By Shana Redmond
To live in this world as Black people is to be confronted by the possibility of harm at every turn, to live with and manage perpetual anger, frustration, and disillusion. As intersectional peoples, we, along with aligned people of color, women, the working-class, immigrant populations, LGBTQI communities, and differently-abled persons recognize that the stability, health, and vitality of U.S. citizenship is premised on our mass exclusion. This reality is not new but it is differently situated and considered in this moment in which we are offered charming fictions that dismiss race and the structures that built and now perpetuate it as a sign of radical and punishable difference.
Yet, and still, some of us are brave.
A majority of us are sighted. A majority of us are invested in a future—one free from violence—and we must rally all strength in order to not only describe what is but also what could be. This is the realism theorized and practiced by writer-activist Lorraine Hansberry and so many others who came before us. Those fighters like Du Bois and Robeson and Lorde and Baker who assisted in setting the stage and enacting the freedoms that we are told are ours but those that we see, everyday, cannot be claimed. We know (as they knew), beyond a shadow of a doubt, that we cannot trust in the systems designed and intended to dismiss us. Therefore we construct and mobilize our own responses and agendas.
How can we be visionary in our moment of radical inequality and death-making? Even as I write these notes I’m unsure of my own ability to see beyond what I feel, beyond the numbness that set in after the Zimmerman verdict—a numbness formed through a heady blues of rage, sadness, and isolation. At that moment I uneasily accepted that feeling but today, after crying over Trayvon’s image, I willed myself to seek something different. If I am who I say I am—someone committed to the exposure and end of Black and brown death, dying, and punishable difference—then I must summon all resources at my disposal to continue the project of liberation and to grapple with my role in its success.
Liberation always has been and ever must be a communal project; it will not come from any single mind or leader but must be collectively labored over and debated on many different scales (home, neighborhood, city, state, etc.). What I offer here are some preliminary actions, thoughts, hopes, and dreams that might continue a conversation and strategy for our shared ambitions of a future world.
Feel: Violences against Black people have centralized our caricature as irrational, inept, inarticulate, incapable…all of which we saw play out in the Zimmerman trial. Our capacity for feeling has always been under a microscope and undermined as a way to diminish our humanity. Feel however you feel about this event. Be hurt, prideful, numb, angry, distant, militant, disgusted, enraged, grief stricken and talk about why.
Know your rights and know that they may not be honored: What do you do when confronted by law enforcement? The American Civil Liberties Union gives you a best practices list to protect yourself. You should also know what to do when confronted by law enforcement’s excess of vigilantism—the George Zimmermans of the world (of which there are many, many more) who are produced by but not accountable to the law. Some of the ACLU’s guidelines are applicable in this category as well, however, we need to think of what additional safety measures need to be in place should you or a loved one be confronted by a delusional, racist neighborhood watch volunteer or their proxy. Develop a collaborative list that meets the needs of your situation and community.

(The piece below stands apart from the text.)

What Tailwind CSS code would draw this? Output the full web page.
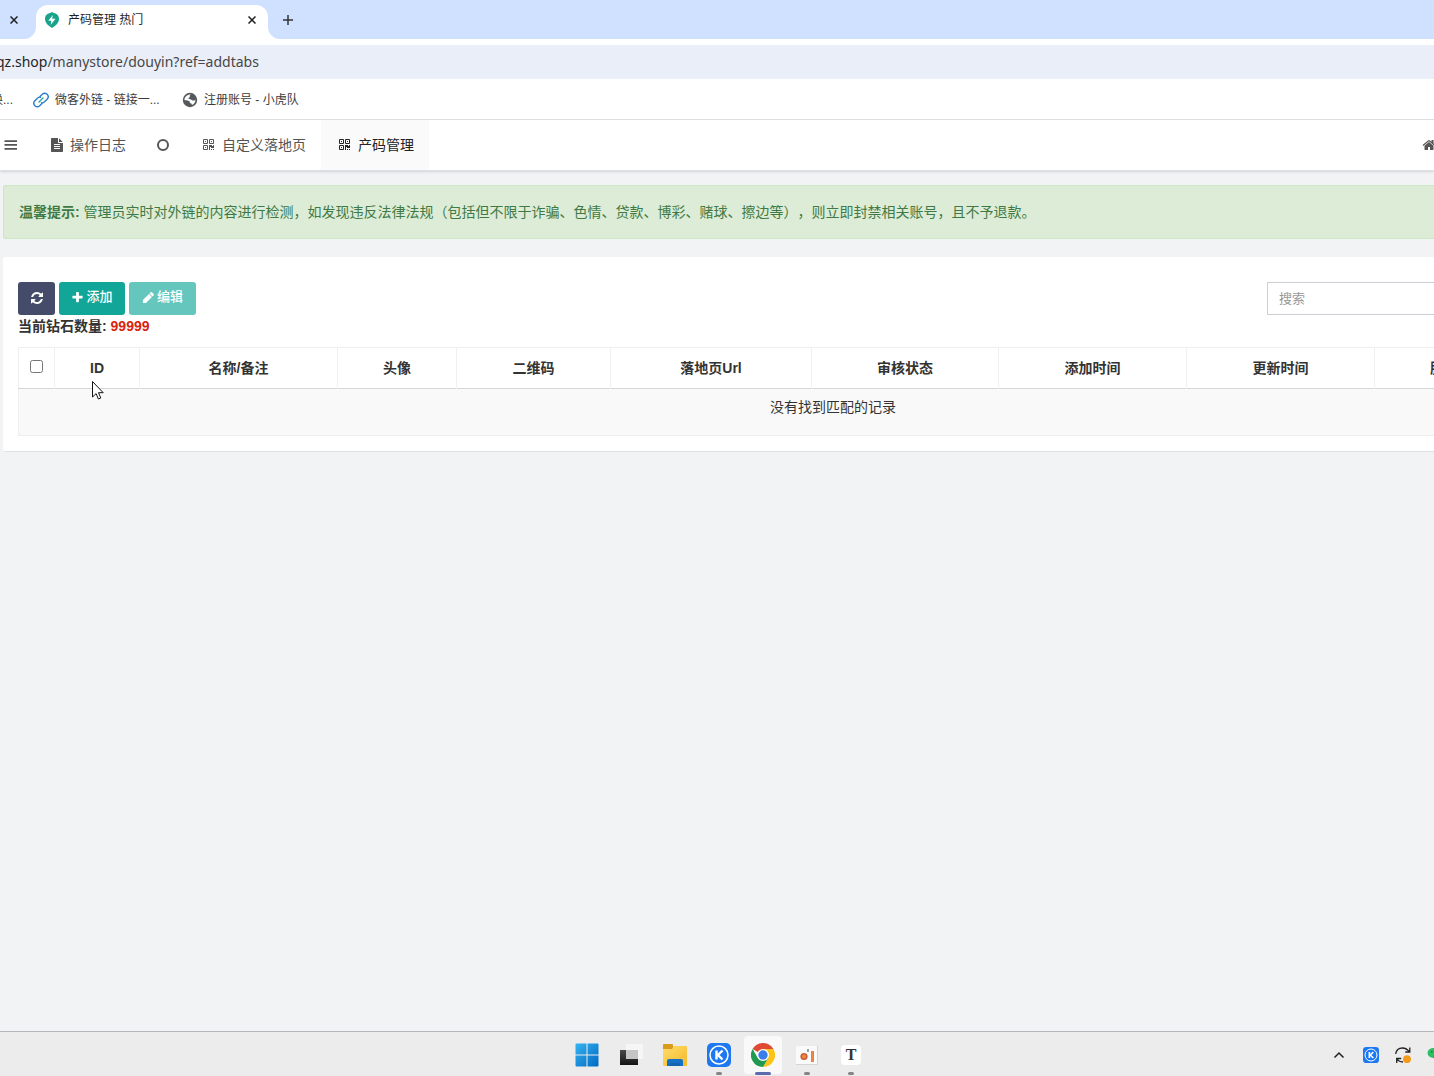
<!DOCTYPE html>
<html lang="zh-CN">
<head>
<meta charset="utf-8">
<title>产码管理 热门</title>
<script src="https://cdn.jsdelivr.net/npm/@tailwindcss/browser@4"></script>
</head>
<body class="flex h-screen flex-col overflow-hidden bg-[#f1f3f5] font-['Liberation_Sans','Noto_Sans_CJK_SC',sans-serif] text-sm text-[#333] [text-spacing-trim:space-all]">

<!-- icon set -->
<svg class="hidden" aria-hidden="true">
  <symbol id="qr" viewBox="0 0 12 12"><path fill="none" stroke="currentColor" d="M.5 .5h4v4h-4zM6.500 .5h4v4h-4zM.5 6.500h4v4h-4z"/><path fill="currentColor" d="M2 2h1v1H2zM8 2h1v1H8zM2 8h1v1H2zM6 6h3v1h1V6h1v3H8V8H7v3H6zM8 10h1v1H8zM10 10h1v1h-1z"/></symbol>
  <symbol id="close" viewBox="0 0 8 8"><path fill="none" stroke="currentColor" stroke-width="1.500" d="M.5 .5l7 7M7.500 .5l-7 7"/></symbol>
  <symbol id="kapp" viewBox="0 0 24 24"><rect width="24" height="24" rx="5" fill="#1e78f0"/><circle cx="12" cy="12" r="9" fill="none" stroke="#fff" stroke-width="1.500"/><path fill="none" stroke="#fff" stroke-width="2.400" d="M9.500 7.500v9M15.500 7.500L11 12l4.500 4.500"/></symbol>
</svg>

<header class="shrink-0">
  <!-- tab strip -->
  <div class="flex h-[39px] bg-white text-xs text-[#1f1f1f]">
    <div class="flex w-9 items-center rounded-br-xl bg-[#d0e1ff] pl-[10px]"><button aria-label="关闭上一标签"><svg class="size-2"><use href="#close"/></svg></button></div>
    <div class="flex w-[232px] bg-[#d0e1ff] pt-[5px] [background:linear-gradient(#d0e1ff_20px,#fff_20px)]">
      <div class="flex flex-1 items-center rounded-t-xl bg-white pb-[5px] pr-3 pl-2">
        <svg class="mr-2 h-4 w-4" viewBox="0 0 16 16"><path fill="#18a38b" d="M8 0l1.800 1C13 1.400 15 3.800 15 7c0 3.400-2.200 5.600-4.600 7.200L8 16l-2.400-1.800C3.200 12.600 1 10.400 1 7c0-3.200 2-5.600 5.200-6z"/><path fill="#fff" d="M8.800 3L4.300 8.800h3L6.700 13l4.800-6.200H8.200z"/></svg>
        <span class="flex-1">产码管理 热门</span>
        <button aria-label="关闭标签"><svg class="size-2"><use href="#close"/></svg></button>
      </div>
    </div>
    <div class="flex flex-1 rounded-bl-xl bg-[#d0e1ff] pl-[15px]">
      <button aria-label="新标签"><svg class="size-[10px]" viewBox="0 0 10 10"><path stroke="#333" stroke-width="1.500" d="M5 0v10M0 5h10"/></svg></button>
    </div>
  </div>
  <!-- address bar -->
  <div class="bg-white pt-[6px]">
    <div class="flex h-[34px] items-center overflow-hidden bg-[#e9eef8] font-['Noto_Sans',sans-serif] text-sm">
      <p class="-ml-1 whitespace-nowrap text-[#474747]"><span class="text-[#1f1f1f]">qz.shop</span>/manystore/douyin?ref=addtabs</p>
    </div>
  </div>
  <!-- bookmarks -->
  <nav class="flex h-[41px] items-center overflow-hidden border-b border-[#e0e2e6] bg-white pt-px text-xs text-[#3c3c3c]">
    <a href="#" class="-ml-3 w-[45px] whitespace-nowrap pl-[3px]">换...</a>
    <a href="#" class="flex w-[149px] items-center gap-[6px] whitespace-nowrap">
      <svg class="size-4" viewBox="0 0 16 16" fill="none" stroke="#2a7fd0" stroke-width="1.400" stroke-linecap="round"><path d="M7 4.500l2.300-2.200a3.500 3.500 0 0 1 4.800 0 3.500 3.500 0 0 1 0 4.900L11.500 9.800a3.500 3.500 0 0 1-3 1"/><path d="M9 11.500l-2.300 2.200a3.500 3.500 0 0 1-4.800 0 3.500 3.500 0 0 1 0-4.900l2.600-2.600a3.500 3.500 0 0 1 3-1"/><path stroke="#3a9" d="M6 10l4-4"/></svg>微客外链 - 链接一...</a>
    <a href="#" class="flex items-center gap-[6px] whitespace-nowrap">
      <svg class="size-4" viewBox="0 0 16 16"><circle cx="8" cy="8" r="7.200" fill="#55585c"/><path fill="#fff" d="M9 2.500c-1 .5-1.500 1-1.200 2 .3.800-.8 1-1.300 1.500-.4.600.3 1.200 1.500 1.200 1.500 0 1.500 1 2.500 1.300 1 .3 2-.2 3-.5a5.600 5.600 0 0 1-3.700 5c.2-1-.2-1.600-1.200-1.700-1.200-.1-.6-1.300-1-2C7 8.600 4.500 8.600 2.400 8 2.500 5 5 2.300 9 2.500z"/></svg>注册账号 - 小虎队</a>
  </nav>
</header>

<!-- page tabs -->
<nav class="flex h-[51px] shrink-0 items-stretch border-b border-[#dbe1e6] bg-white text-[#555] shadow-sm">
  <button aria-label="菜单" class="w-[33px] pl-1 text-left"><svg class="size-[14px]" viewBox="0 0 1792 1792" fill="currentColor"><path d="M64 1280h1600v220H64zM64 780h1600v220H64zM64 280h1600v220H64z"/></svg></button>
  <a href="#" class="flex items-center gap-1 px-[15px]"><svg class="mx-[2px] size-[14px]" viewBox="0 0 1792 1792" fill="currentColor"><path d="M1596 476q14 14 28 36h-472v-472q22 14 36 28zm-476 164h544v1056q0 40-28 68t-68 28h-1344q-40 0-68-28t-28-68v-1600q0-40 28-68t68-28h800v544q0 40 28 68t68 28zm160 736v-64q0-14-9-23t-23-9h-704q-14 0-23 9t-9 23v64q0 14 9 23t23 9h704q14 0 23-9t9-23zm0-256v-64q0-14-9-23t-23-9h-704q-14 0-23 9t-9 23v64q0 14 9 23t23 9h704q14 0 23-9t9-23zm0-256v-64q0-14-9-23t-23-9h-704q-14 0-23 9t-9 23v64q0 14 9 23t23 9h704q14 0 23-9t9-23z"/></svg>操作日志</a>
  <a href="#" aria-label="标签" class="flex items-center px-[15px]"><svg class="size-[14px]" viewBox="0 0 14 14"><circle cx="7" cy="7" r="5" fill="none" stroke="currentColor" stroke-width="2"/></svg></a>
  <a href="#" class="flex items-center gap-1 px-[15px]"><svg class="mx-[3px] size-3"><use href="#qr"/></svg>自定义落地页</a>
  <a href="#" class="flex items-center gap-1 bg-[#fafafa] px-[15px] text-[#222]"><svg class="mx-[3px] size-3"><use href="#qr"/></svg>产码管理</a>
  <a href="#" aria-label="主页" class="-mr-[2px] ml-auto flex items-center"><svg class="size-[14px]" viewBox="0 0 1792 1792" fill="currentColor"><path d="M1472 992v480q0 26-19 45t-45 19h-384v-384h-256v384h-384q-26 0-45-19t-19-45v-480q0-1 .5-3t.5-3l575-474 575 474q1 2 1 6zm223-69l-62 74q-8 9-21 11h-3q-13 0-21-7l-692-577-692 577q-12 8-24 7-13-2-21-11l-62-74q-8-10-7-23.500t11-21.500l719-599q32-26 76-26t76 26l244 204v-195q0-14 9-23t23-9h192q14 0 23 9t9 23v408l219 182q10 8 11 21.500t-7 23.500z"/></svg></a>
</nav>

<main class="min-h-0 flex-1 overflow-hidden pt-[14px] pl-[3px]">
  <div class="mb-[18px] flex h-[54px] items-center whitespace-nowrap rounded-l-[3px] border border-r-0 border-[#cfe6c6] bg-[#dcecd6] px-[15px] text-[#3f7a45]">
    <p><b>温馨提示:</b> 管理员实时对外链的内容进行检测，如发现违反法律法规（包括但不限于诈骗、色情、贷款、博彩、赌球、擦边等），则立即封禁相关账号，且不予退款。</p>
  </div>

  <section class="overflow-hidden rounded-l-[3px] border-b border-[#dfe2e5] bg-white pt-[25px] pb-[15px] pl-[15px]">
    <div class="flex justify-between">
      <div class="flex gap-1 text-[13px] font-medium text-white">
        <button aria-label="刷新" class="flex h-[33px] w-[37px] items-center justify-center rounded-[3px] bg-[#444c69] pb-[2px]"><svg class="size-[14px]" viewBox="0 0 1792 1792" fill="currentColor"><path d="M1639 1056q0 5-1 7-64 268-268 434.500t-478 166.500q-146 0-282.500-55t-243.500-157l-129 129q-19 19-45 19t-45-19-19-45v-448q0-26 19-45t45-19h448q26 0 45 19t19 45-19 45l-137 137q71 66 161 102t187 36q134 0 250-65t186-179q11-17 53-117 8-23 30-23h192q13 0 22.500 9.500t9.500 22.500zm25-800v448q0 26-19 45t-45 19h-448q-26 0-45-19t-19-45 19-45l138-138q-148-137-349-137-134 0-250 65t-186 179q-11 17-53 117-8 23-30 23h-199q-13 0-22.500-9.500t-9.500-22.500v-7q65-268 270-434.500t480-166.500q146 0 284 55.500t245 156.500l130-129q19-19 45-19t45 19 19 45z"/></svg></button>
        <button class="flex h-[33px] w-[66px] items-center justify-center gap-[2px] rounded-[3px] bg-[#11a698] pb-[2px]"><svg class="size-[13px]" viewBox="0 0 1792 1792" fill="currentColor"><path d="M1600 736v192q0 40-28 68t-68 28h-416v416q0 40-28 68t-68 28h-192q-40 0-68-28t-28-68v-416h-416q-40 0-68-28t-28-68v-192q0-40 28-68t68-28h416v-416q0-40 28-68t68-28h192q40 0 68 28t28 68v416h416q40 0 68 28t28 68z"/></svg>添加</button>
        <button class="flex h-[33px] w-[67px] items-center justify-center gap-[2px] rounded-[3px] bg-[#64c6bd] pb-[2px]"><svg class="size-[13px]" viewBox="0 0 1792 1792" fill="currentColor"><path d="M960 416l416 416-832 832h-416v-416zm683 96q0 53-37 90l-166 166-416-416 166-165q36-38 90-38 53 0 91 38l235 234q37 39 37 91z"/></svg>编辑</button>
      </div>
      <input type="text" aria-label="搜索" placeholder="搜索" class="-mr-1 h-[33px] w-[171px] border border-[#ccd0d4] bg-white px-[11px] text-[13px] placeholder:text-[#999]">
    </div>
    <p class="h-8 font-bold leading-[22px]">当前钻石数量: <span class="text-[#d9230f]">99999</span></p>

    <table class="w-[1630px] table-fixed border-collapse border border-[#eee] text-center">
      <colgroup><col class="w-9"><col class="w-[85px]"><col class="w-[198px]"><col class="w-[119px]"><col class="w-[154px]"><col class="w-[201px]"><col class="w-[187px]"><col class="w-[188px]"><col class="w-[188px]"><col></colgroup>
      <thead>
        <tr class="h-[41px] border-b border-[#d4d6d8] font-bold *:border-r *:border-[#f0f0f0]">
          <th><input type="checkbox" aria-label="全选" class="mx-auto mb-1 block size-[13px]"></th>
          <th>ID</th><th>名称/备注</th><th>头像</th><th>二维码</th><th>落地页Url</th><th>审核状态</th><th>添加时间</th><th>更新时间</th><th class="pl-[55px] text-left">服</th>
        </tr>
      </thead>
      <tbody><tr class="h-[47px] bg-[#f9f9f9]"><td colspan="10" class="pt-2 align-top">没有找到匹配的记录</td></tr></tbody>
    </table>
  </section>
</main>

<!-- mouse pointer -->
<svg class="absolute top-[380px] left-[91px] h-5 w-[13px]" viewBox="0 0 13 20"><path fill="#fff" stroke="#111" d="M1.500 1.500v15.500l3.600-3.400 2.300 5.400 2.400-1-2.300-5.300h4.700z"/></svg>

<footer class="relative flex h-[45px] shrink-0 items-center border-t border-[#b4b8bb] bg-[#ececec] pt-[2px]">
  <div class="flex flex-1 justify-center gap-[6px] pl-1 *:relative *:flex *:h-[38px] *:w-[38px] *:items-center *:justify-center *:rounded">
    <button aria-label="开始"><svg class="size-6" viewBox="0 0 24 24"><defs><linearGradient id="win" gradientUnits="userSpaceOnUse" x2="24" y2="24"><stop stop-color="#37b5f2"/><stop offset="1" stop-color="#0067c0"/></linearGradient></defs><path fill="url(#win)" d="M.5 1.500Q.5.500 1.500.500H11.500V11.500H.5zM12.500.500H22.500Q23.500.500 23.500 1.500V11.500H12.500zM.5 12.500H11.500V23.500H1.500Q.5 23.500.5 22.500zM12.500 12.500H23.500V22.500Q23.500 23.500 22.500 23.500H12.500z"/></svg></button>
    <button aria-label="任务视图"><svg class="size-6" viewBox="0 0 24 24"><defs><linearGradient id="tv" x2="0" y2="1"><stop stop-color="#484848"/><stop offset="1" stop-color="#151515"/></linearGradient></defs><path fill="url(#tv)" d="M1 7h18v15H1z"/><path fill="#f6f6f6" d="M7 1h17v15H7z"/><path fill="#c4c4c4" d="M7 7h12v9H7z"/></svg></button>
    <button aria-label="文件资源管理器"><svg class="h-6 w-[26px]" viewBox="0 0 26 24"><defs><linearGradient id="fold" x2="1" y2="1"><stop stop-color="#ffdc6b"/><stop offset="1" stop-color="#f5b92b"/></linearGradient></defs><path fill="#d99b1c" d="M1 2q0-1 1-1h8q1 0 1 1v4H1z"/><path fill="url(#fold)" d="M1 6h9l2-3h12q1 0 1 1v18q0 1-1 1H2q-1 0-1-1z"/><path fill="#1571c4" d="M5 23v-5q0-2 2-2h12q2 0 2 2v5z"/><path fill="#0f559c" d="M8 20h10v3H8z" opacity=".5"/></svg></button>
    <button aria-label="K"><svg class="size-6"><use href="#kapp"/></svg><i class="absolute -bottom-px h-[3px] w-[6px] rounded-full bg-[#858585]"></i></button>
    <button aria-label="Chrome" class="bg-[#f9f9f9]"><svg class="size-6" viewBox="0 0 24 24"><path fill="#e04a35" d="M12 12L1.600 6A12 12 0 0 1 22.400 6z"/><path fill="#fbc416" d="M12 12V6h10.400A12 12 0 0 1 12 24l5.200-9z"/><path fill="#1f9a50" d="M12 12l5.200 3L12 24A12 12 0 0 1 1.600 6l5.200 9z"/><circle cx="12" cy="12" r="6" fill="#fff"/><circle cx="12" cy="12" r="4.700" fill="#3a7ded"/></svg><i class="absolute -bottom-px h-[3px] w-4 rounded-full bg-[#5c6bab]"></i></button>
    <button aria-label="录屏"><svg class="size-6" viewBox="0 0 24 24"><rect x="1" y="3" width="22" height="19" rx="1" fill="#d5d5d5"/><rect x="1" y="3" width="21" height="18" rx="1" fill="#fafafa"/><circle cx="9" cy="13.500" r="3.600" fill="#c75f38"/><circle cx="9" cy="13.500" r="2" fill="#ef8a3c"/><path fill="#e8843e" d="M16 8h3v11h-3z"/><path fill="#9aa0a8" d="M12 6h2v3h-2z"/></svg><i class="absolute -bottom-px h-[3px] w-[6px] rounded-full bg-[#858585]"></i></button>
    <button aria-label="Typora"><span class="flex h-5 w-5 items-center justify-center rounded bg-white font-['Liberation_Serif',serif] text-base font-bold text-[#333]">T</span><i class="absolute -bottom-px h-[3px] w-[6px] rounded-full bg-[#858585]"></i></button>
  </div>
  <div class="absolute -right-[9px] flex items-center gap-4">
    <button aria-label="显示隐藏的图标"><svg class="h-4 w-3" viewBox="0 0 12 16"><path fill="none" stroke="#222" stroke-width="1.500" d="M1.500 10.500L6 6l4.500 4.500"/></svg></button>
    <button aria-label="K 托盘"><svg class="ml-[2px] size-4"><use href="#kapp"/></svg></button>
    <button aria-label="更新"><svg class="size-4" viewBox="0 0 16 16"><path fill="none" stroke="#222" stroke-width="1.300" d="M.7 7Q1.500 1 7.500 1q4 0 7 4M14.800 .5v4.500h-4.500M1.700 16v-4.500h4.500M2 12q2 3 6 3"/><circle cx="12" cy="12.200" r="3.900" fill="#f39a1c"/></svg></button>
    <button aria-label="微信"><svg class="size-4" viewBox="0 0 16 16"><ellipse cx="6.500" cy="6" rx="6" ry="5" fill="#2dbd63"/><ellipse cx="11" cy="10" rx="4.500" ry="4" fill="#28a757"/><path fill="#187c3e" d="M4 4h1.500v1.500H4z"/></svg></button>
  </div>
</footer>
</body>
</html>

Boycott Florida: Like the boycott of Arizona after SB1070, this act announces our collective rejection of Florida’s juridical apparatus in the wake of the Zimmerman judgment. Beaches, waterparks, and spinning teacups are not worth enlivening the Florida economy of racism and bloodshed.
Talk about Trayvon: If you’re an emcee or singer, write him into your verse. If you’re a visual artist, show his image. If you’re a teacher, discuss him in your classrooms. If you’re a laborer, wear his name on your uniform. The long history of Black violence proves to us that what happened to Trayvon is not exceptional but he is now a present marker for those histories that needs to be thoughtfully and assiduously revived. We have the opportunity and responsibility to bring him to life. Ase.
Show yourself: Be a body in the street, an ally on television, a voice on social media. We can debunk one of white supremacy’s greatest ambitions: the erasure of our bodies and contributions. Those of us still here must be the evidence of white supremacy’s failure by being its everyday challenge.
Haunt George Zimmerman: Zimmerman will inevitably seek to make money from this event whether it be through supporter donations, speaking engagements or book and television deals. We need to be present in those moments to remind him (and the world) that he is a racist and a murderer. Those of us who seek justice should fill every talk, book signing, and celebratory event. We will protest and heckle and Be Black everywhere that he is.
Fight for Marissa Alexander and all who are caged in the imprisonment regime: Alexander, a Black woman, was sentenced in May 2012 to twenty years in a Florida prison for firing a non-lethal gunshot into a wall to protect herself during a domestic violence dispute with her husband. Like Zimmerman’s, her defense relied on the state’s “Stand Your Ground” law, proving its radically uneven application from defendant to defendant. Alexander is here and we have the power to assist in her freedom.
Align: Find like-minded people with whom to share and think and strategize. Movements are made, not given. As June Jordan told us, “We are the ones we have been waiting for.”